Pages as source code
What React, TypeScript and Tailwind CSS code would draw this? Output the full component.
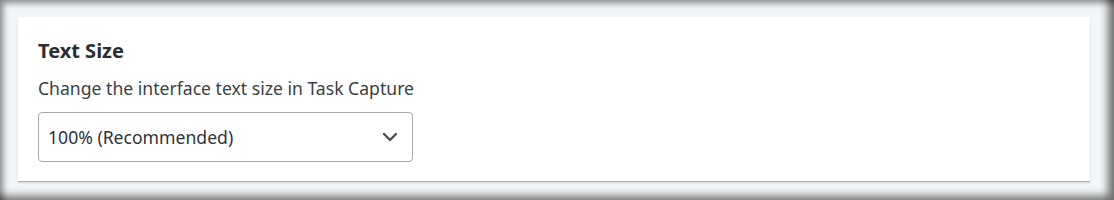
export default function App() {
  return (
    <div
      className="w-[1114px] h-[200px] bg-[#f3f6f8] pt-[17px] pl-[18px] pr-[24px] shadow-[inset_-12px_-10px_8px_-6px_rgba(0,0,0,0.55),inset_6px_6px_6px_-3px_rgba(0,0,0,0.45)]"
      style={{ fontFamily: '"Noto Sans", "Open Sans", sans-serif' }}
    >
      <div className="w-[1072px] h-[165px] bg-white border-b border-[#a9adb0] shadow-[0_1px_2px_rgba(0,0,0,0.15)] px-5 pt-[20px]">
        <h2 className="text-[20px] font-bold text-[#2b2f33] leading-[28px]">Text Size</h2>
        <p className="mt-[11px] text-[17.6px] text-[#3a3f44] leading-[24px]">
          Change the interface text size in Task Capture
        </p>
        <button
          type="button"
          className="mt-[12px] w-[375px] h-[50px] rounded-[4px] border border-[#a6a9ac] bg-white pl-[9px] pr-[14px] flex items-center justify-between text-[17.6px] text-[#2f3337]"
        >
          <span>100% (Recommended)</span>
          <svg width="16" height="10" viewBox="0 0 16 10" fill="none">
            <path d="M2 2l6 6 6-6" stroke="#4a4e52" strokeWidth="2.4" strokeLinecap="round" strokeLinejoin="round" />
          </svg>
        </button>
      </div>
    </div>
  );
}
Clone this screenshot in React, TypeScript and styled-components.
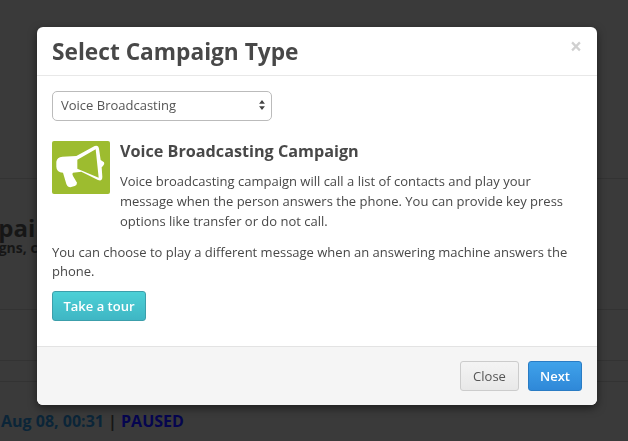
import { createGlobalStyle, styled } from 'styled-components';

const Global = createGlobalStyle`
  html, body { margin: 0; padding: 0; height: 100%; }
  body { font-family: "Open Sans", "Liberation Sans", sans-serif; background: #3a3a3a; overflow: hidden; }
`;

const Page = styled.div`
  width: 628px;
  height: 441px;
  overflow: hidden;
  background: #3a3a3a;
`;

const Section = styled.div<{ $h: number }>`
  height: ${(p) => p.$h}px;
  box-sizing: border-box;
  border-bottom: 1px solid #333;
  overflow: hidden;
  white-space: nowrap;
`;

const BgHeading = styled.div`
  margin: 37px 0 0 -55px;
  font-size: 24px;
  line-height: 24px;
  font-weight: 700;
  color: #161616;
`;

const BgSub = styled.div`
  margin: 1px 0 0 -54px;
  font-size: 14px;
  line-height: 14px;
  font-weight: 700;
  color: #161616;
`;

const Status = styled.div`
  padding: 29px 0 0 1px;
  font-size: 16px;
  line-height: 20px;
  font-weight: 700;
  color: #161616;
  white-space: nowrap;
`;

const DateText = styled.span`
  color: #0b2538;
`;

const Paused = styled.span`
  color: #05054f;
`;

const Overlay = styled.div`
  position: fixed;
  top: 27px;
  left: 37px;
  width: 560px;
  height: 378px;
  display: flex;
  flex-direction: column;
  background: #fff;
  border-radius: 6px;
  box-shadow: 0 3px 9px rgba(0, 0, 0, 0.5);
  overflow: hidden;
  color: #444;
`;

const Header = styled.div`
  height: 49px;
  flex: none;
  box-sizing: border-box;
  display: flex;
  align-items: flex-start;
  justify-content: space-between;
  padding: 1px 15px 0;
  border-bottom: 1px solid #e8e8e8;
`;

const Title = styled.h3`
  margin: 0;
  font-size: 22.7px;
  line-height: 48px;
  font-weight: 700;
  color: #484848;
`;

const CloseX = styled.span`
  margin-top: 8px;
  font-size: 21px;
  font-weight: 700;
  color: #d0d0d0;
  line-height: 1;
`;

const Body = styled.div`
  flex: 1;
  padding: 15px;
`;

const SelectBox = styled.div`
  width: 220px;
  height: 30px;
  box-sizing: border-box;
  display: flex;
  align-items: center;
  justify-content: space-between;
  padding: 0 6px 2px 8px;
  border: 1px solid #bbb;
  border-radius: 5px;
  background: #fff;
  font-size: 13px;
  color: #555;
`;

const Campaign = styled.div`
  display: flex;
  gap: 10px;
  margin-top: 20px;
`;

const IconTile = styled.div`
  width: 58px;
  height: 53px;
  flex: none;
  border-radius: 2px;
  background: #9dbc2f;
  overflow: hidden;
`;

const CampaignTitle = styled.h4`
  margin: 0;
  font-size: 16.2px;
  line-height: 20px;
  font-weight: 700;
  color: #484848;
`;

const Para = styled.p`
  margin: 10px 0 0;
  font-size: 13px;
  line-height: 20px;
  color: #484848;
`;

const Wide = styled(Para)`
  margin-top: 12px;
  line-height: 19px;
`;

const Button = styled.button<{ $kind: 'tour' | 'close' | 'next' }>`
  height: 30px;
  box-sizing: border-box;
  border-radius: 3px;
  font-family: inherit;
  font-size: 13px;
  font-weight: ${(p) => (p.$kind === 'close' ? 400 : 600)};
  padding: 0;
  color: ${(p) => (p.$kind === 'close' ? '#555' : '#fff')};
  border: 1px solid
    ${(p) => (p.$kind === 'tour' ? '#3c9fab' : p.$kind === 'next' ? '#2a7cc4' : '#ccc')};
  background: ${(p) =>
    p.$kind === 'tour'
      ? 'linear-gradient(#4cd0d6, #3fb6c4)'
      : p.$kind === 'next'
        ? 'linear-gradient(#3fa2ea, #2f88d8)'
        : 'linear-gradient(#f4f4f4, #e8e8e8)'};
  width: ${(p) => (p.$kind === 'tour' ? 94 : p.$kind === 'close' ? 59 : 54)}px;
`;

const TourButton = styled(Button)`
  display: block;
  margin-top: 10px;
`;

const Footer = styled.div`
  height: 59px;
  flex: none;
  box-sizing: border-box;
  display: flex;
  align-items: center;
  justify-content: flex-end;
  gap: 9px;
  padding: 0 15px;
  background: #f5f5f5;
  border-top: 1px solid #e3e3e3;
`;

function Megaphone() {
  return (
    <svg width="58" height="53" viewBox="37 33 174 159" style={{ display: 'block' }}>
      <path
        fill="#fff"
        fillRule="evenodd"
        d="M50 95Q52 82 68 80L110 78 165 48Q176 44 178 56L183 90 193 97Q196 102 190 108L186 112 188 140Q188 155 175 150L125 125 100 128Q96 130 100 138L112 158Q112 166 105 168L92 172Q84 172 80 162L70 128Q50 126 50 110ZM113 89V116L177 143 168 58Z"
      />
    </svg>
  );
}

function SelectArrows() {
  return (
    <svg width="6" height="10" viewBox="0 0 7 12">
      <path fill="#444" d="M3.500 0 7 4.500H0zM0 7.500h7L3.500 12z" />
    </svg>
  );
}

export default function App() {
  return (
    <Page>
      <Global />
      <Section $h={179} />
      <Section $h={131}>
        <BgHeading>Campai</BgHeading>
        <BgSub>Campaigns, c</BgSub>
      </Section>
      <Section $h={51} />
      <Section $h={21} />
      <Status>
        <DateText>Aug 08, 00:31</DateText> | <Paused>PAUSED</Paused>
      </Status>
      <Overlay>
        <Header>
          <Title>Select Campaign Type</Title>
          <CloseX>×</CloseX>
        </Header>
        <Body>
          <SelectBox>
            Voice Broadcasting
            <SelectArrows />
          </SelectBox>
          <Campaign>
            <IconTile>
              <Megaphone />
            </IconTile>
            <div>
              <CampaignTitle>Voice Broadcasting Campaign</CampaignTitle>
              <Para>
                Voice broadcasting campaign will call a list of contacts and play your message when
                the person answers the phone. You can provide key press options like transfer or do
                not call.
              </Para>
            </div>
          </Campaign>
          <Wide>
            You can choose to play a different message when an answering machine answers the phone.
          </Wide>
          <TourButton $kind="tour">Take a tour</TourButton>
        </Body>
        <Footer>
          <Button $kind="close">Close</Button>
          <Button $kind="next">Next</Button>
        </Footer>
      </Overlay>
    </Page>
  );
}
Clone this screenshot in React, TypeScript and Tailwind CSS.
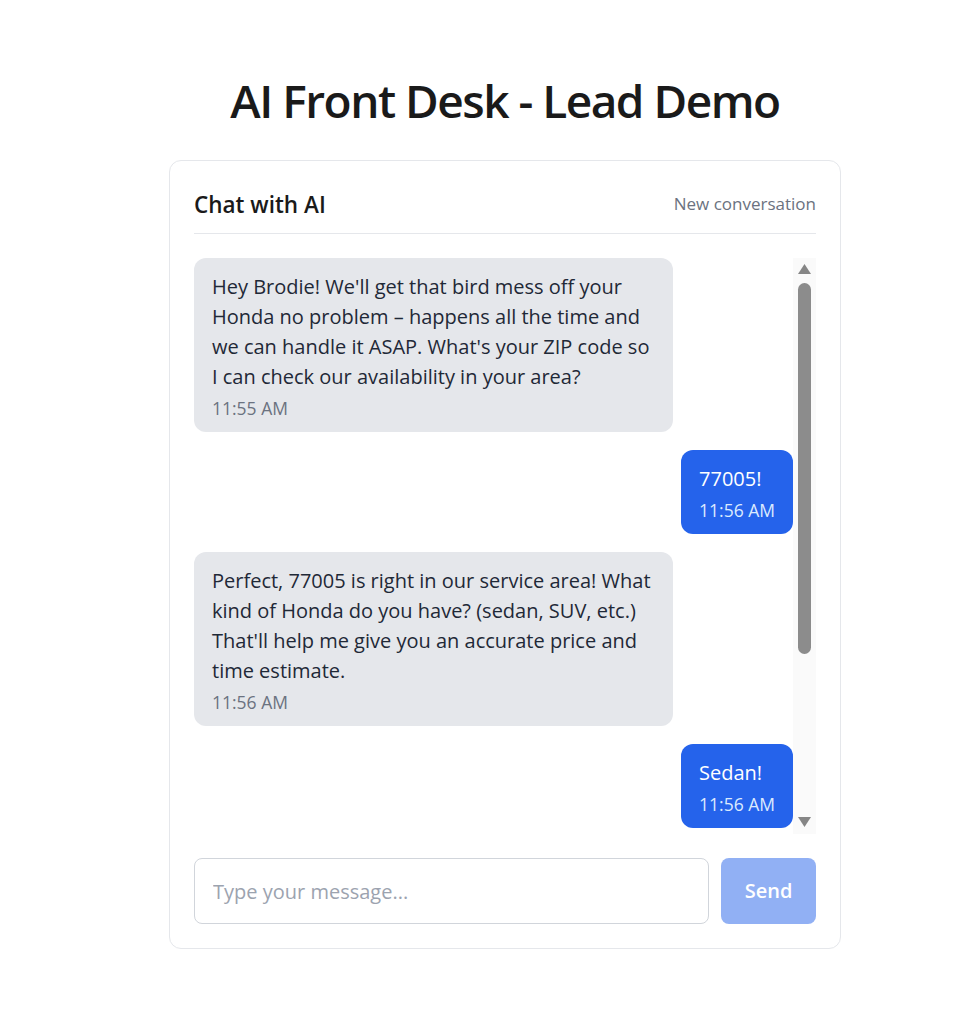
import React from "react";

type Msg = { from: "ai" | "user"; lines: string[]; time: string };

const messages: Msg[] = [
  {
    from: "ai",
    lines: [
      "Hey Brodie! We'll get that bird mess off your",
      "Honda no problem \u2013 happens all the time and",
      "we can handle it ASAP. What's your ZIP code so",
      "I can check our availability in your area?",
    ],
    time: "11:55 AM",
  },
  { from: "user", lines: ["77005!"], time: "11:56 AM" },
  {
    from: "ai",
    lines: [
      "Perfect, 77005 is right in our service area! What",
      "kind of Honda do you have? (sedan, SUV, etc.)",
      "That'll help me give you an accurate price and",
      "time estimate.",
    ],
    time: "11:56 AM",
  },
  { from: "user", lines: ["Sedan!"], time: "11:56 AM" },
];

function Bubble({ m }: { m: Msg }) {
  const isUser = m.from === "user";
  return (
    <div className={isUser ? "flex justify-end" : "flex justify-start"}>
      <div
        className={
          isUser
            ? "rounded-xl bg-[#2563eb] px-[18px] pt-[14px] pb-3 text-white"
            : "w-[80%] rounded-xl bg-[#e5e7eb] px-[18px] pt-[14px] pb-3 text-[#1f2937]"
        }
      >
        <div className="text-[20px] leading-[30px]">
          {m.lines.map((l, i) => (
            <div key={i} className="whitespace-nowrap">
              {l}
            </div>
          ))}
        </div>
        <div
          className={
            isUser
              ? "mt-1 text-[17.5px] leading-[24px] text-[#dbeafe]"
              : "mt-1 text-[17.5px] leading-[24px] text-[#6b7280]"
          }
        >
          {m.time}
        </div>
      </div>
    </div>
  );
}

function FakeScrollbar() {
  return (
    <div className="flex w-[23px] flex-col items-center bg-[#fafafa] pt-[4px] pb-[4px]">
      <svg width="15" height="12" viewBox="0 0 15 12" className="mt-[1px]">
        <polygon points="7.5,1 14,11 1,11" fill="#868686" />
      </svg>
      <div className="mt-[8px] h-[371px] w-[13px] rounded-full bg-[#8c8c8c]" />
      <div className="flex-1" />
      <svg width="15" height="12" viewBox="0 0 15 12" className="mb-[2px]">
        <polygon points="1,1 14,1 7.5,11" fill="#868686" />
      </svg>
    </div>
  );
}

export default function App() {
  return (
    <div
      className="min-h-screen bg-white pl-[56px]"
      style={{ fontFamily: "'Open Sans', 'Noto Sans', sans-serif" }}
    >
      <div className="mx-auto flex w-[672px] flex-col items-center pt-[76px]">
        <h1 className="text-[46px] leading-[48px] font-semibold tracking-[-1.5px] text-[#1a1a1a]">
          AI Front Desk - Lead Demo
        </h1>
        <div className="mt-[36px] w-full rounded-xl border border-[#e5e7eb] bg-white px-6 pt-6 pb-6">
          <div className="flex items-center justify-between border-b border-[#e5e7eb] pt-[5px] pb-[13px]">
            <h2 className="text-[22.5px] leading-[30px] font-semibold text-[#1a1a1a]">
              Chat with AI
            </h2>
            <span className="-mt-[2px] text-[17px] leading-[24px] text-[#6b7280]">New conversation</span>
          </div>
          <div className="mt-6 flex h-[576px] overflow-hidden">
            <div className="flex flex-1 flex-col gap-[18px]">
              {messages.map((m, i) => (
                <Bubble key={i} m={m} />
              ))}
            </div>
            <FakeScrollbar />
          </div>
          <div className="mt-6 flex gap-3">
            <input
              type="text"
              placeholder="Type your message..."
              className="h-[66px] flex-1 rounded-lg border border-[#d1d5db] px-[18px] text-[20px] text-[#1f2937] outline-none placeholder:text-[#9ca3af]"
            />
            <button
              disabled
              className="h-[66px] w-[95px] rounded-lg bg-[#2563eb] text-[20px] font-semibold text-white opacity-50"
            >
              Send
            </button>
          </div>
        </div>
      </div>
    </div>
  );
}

- _REQUIRED WORK_
Above are some entries; copy exactly the lines from the line with "Clone this screenshot in React, TypeScript and Tailwind" through the line with "string[]; time: string", both included, but none of the pictures.

- _FINISHED TASK_
Clone this screenshot in React, TypeScript and Tailwind CSS.
import React from "react";

type Msg = { from: "ai" | "user"; lines: string[]; time: string };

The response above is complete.